ENTRIES SUPPLIED

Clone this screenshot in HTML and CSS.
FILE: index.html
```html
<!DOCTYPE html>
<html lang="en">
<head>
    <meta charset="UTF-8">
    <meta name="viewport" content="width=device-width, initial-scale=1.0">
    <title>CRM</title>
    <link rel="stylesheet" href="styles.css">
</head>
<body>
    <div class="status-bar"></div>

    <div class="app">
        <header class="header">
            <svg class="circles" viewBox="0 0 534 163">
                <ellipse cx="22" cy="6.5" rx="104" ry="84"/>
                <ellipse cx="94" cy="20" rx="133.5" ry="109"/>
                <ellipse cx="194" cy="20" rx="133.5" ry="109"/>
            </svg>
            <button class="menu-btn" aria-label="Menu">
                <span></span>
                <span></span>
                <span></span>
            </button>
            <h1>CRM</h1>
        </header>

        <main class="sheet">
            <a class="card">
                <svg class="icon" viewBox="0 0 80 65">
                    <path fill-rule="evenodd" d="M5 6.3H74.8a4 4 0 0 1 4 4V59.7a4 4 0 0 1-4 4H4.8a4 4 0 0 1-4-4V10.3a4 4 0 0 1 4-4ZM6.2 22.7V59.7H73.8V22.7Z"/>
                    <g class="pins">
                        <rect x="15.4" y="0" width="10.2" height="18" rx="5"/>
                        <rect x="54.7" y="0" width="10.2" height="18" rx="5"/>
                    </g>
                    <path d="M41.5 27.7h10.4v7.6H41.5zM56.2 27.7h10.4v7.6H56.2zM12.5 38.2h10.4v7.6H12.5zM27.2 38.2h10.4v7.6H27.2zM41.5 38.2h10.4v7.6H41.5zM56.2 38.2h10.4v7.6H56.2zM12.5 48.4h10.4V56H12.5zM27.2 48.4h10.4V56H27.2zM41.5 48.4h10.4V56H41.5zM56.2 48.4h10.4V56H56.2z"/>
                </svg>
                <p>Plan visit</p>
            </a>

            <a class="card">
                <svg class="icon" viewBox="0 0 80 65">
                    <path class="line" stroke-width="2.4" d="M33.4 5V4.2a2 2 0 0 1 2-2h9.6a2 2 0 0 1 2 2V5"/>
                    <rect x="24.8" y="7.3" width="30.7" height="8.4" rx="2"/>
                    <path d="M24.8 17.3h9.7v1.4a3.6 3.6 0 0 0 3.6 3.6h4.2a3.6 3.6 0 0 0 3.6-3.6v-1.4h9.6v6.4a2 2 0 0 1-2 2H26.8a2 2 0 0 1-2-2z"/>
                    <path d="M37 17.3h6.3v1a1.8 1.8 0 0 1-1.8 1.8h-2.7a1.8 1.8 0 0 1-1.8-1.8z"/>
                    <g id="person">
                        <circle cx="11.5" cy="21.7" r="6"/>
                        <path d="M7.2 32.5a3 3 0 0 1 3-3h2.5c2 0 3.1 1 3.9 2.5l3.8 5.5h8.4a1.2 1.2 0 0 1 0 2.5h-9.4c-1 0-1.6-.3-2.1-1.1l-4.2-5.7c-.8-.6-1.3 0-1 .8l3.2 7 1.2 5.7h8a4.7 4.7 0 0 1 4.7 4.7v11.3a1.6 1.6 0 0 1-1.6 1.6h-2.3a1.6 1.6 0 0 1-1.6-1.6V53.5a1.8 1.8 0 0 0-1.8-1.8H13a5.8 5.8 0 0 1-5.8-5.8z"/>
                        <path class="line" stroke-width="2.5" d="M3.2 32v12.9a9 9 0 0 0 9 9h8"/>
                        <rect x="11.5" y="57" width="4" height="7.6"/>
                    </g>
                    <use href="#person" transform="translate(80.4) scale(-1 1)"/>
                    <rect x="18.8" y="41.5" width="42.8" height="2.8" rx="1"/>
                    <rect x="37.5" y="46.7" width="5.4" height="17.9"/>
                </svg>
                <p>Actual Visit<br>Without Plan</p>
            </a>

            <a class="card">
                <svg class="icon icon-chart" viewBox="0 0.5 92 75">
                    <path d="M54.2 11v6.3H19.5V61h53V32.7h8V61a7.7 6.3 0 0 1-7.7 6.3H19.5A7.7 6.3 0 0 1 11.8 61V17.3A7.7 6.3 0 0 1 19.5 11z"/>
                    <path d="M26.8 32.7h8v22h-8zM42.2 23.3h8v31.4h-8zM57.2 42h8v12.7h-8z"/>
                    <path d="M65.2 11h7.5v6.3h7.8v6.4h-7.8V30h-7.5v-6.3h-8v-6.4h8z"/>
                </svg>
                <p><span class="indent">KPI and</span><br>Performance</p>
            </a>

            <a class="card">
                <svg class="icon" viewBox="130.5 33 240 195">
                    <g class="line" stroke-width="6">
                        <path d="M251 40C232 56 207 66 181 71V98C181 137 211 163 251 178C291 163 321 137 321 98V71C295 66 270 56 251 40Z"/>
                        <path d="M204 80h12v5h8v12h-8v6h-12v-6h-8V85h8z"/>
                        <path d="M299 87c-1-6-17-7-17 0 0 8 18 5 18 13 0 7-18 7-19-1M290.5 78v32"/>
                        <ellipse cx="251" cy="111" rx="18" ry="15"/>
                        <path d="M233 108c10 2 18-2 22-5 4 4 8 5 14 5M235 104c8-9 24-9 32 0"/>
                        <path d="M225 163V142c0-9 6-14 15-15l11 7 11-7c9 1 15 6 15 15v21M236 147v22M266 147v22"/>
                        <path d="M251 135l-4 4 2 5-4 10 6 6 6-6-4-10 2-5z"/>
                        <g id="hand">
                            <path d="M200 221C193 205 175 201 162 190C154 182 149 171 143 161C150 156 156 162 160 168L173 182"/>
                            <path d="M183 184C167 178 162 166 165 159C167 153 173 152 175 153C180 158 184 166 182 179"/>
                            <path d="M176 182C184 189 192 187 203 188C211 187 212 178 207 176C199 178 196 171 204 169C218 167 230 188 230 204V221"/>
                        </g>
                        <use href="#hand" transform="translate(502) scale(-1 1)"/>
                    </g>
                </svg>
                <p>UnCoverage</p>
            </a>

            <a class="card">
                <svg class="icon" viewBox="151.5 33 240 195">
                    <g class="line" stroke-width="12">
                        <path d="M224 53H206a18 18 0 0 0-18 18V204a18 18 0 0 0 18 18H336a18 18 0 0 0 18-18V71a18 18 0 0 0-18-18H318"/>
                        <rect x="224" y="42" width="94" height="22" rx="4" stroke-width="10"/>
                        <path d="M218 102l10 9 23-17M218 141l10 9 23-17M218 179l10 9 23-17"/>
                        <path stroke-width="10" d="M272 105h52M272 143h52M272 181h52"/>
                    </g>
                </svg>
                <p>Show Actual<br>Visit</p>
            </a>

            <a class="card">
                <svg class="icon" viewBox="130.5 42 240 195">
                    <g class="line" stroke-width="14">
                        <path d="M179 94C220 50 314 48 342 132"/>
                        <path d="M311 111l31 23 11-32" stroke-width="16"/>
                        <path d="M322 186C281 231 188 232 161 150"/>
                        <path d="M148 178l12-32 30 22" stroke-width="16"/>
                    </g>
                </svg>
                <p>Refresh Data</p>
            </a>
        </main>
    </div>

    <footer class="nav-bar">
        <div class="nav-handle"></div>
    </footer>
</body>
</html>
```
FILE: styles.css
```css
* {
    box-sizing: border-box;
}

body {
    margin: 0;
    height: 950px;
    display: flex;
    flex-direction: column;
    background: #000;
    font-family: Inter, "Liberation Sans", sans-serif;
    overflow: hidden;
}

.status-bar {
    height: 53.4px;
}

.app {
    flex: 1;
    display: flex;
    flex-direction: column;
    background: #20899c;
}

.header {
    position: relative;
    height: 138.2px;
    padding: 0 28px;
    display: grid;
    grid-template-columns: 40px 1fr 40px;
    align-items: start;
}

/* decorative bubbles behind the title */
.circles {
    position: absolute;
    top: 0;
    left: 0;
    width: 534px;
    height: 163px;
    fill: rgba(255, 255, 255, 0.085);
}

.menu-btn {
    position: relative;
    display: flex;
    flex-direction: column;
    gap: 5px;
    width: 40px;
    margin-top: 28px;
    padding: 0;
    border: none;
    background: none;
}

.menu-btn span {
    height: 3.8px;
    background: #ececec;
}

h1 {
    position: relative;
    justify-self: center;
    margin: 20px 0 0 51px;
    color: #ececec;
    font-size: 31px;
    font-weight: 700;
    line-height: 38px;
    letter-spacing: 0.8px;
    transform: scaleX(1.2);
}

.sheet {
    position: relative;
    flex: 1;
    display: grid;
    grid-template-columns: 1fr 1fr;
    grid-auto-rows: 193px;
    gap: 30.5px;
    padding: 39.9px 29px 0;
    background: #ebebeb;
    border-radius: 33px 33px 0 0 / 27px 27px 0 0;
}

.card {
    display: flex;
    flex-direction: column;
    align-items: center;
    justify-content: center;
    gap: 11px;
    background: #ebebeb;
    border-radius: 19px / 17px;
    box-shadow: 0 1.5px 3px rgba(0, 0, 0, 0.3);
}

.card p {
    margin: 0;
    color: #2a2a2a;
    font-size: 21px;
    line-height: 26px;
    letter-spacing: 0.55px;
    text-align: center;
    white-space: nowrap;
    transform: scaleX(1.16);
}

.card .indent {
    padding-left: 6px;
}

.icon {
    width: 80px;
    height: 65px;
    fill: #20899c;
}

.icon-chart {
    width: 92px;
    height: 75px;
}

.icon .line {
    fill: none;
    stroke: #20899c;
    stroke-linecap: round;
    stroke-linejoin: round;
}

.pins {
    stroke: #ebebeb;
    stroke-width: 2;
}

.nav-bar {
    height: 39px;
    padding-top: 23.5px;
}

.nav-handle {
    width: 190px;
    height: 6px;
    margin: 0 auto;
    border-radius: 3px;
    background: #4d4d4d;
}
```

---

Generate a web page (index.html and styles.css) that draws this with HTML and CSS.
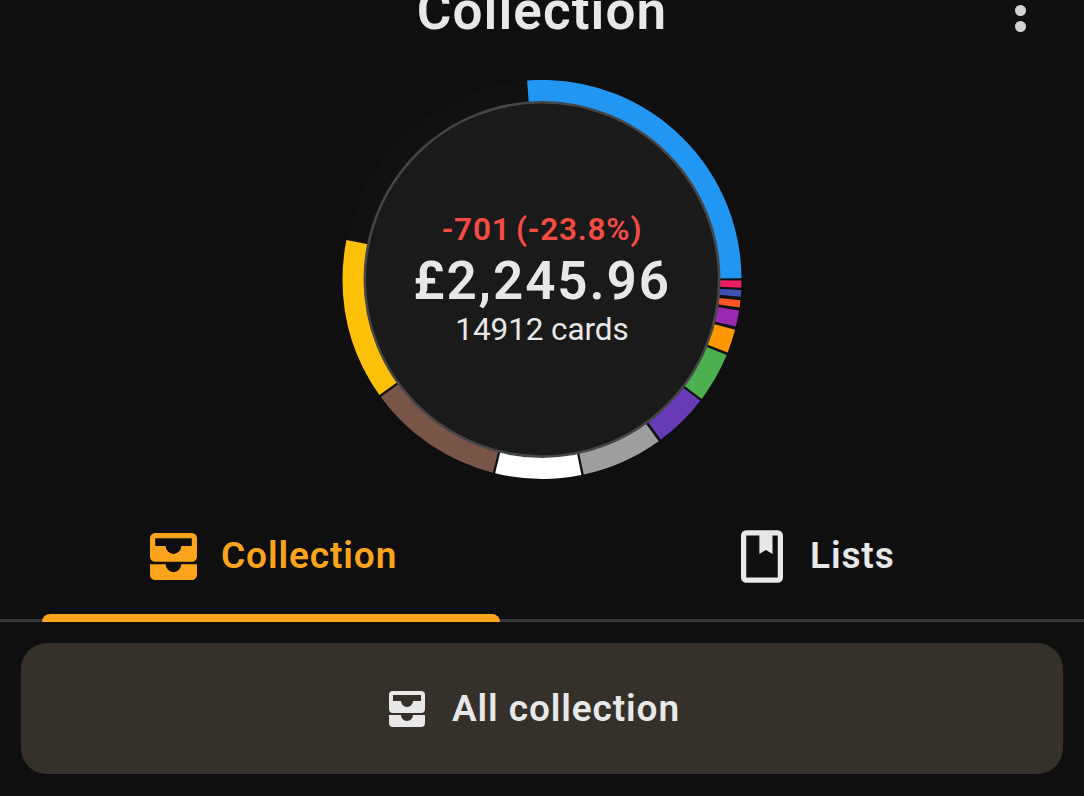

EXERCISE PROMPT
Among the entries, how many lines include the word "index"? Answer with a single number and nothing further.

TASK OUTPUT
2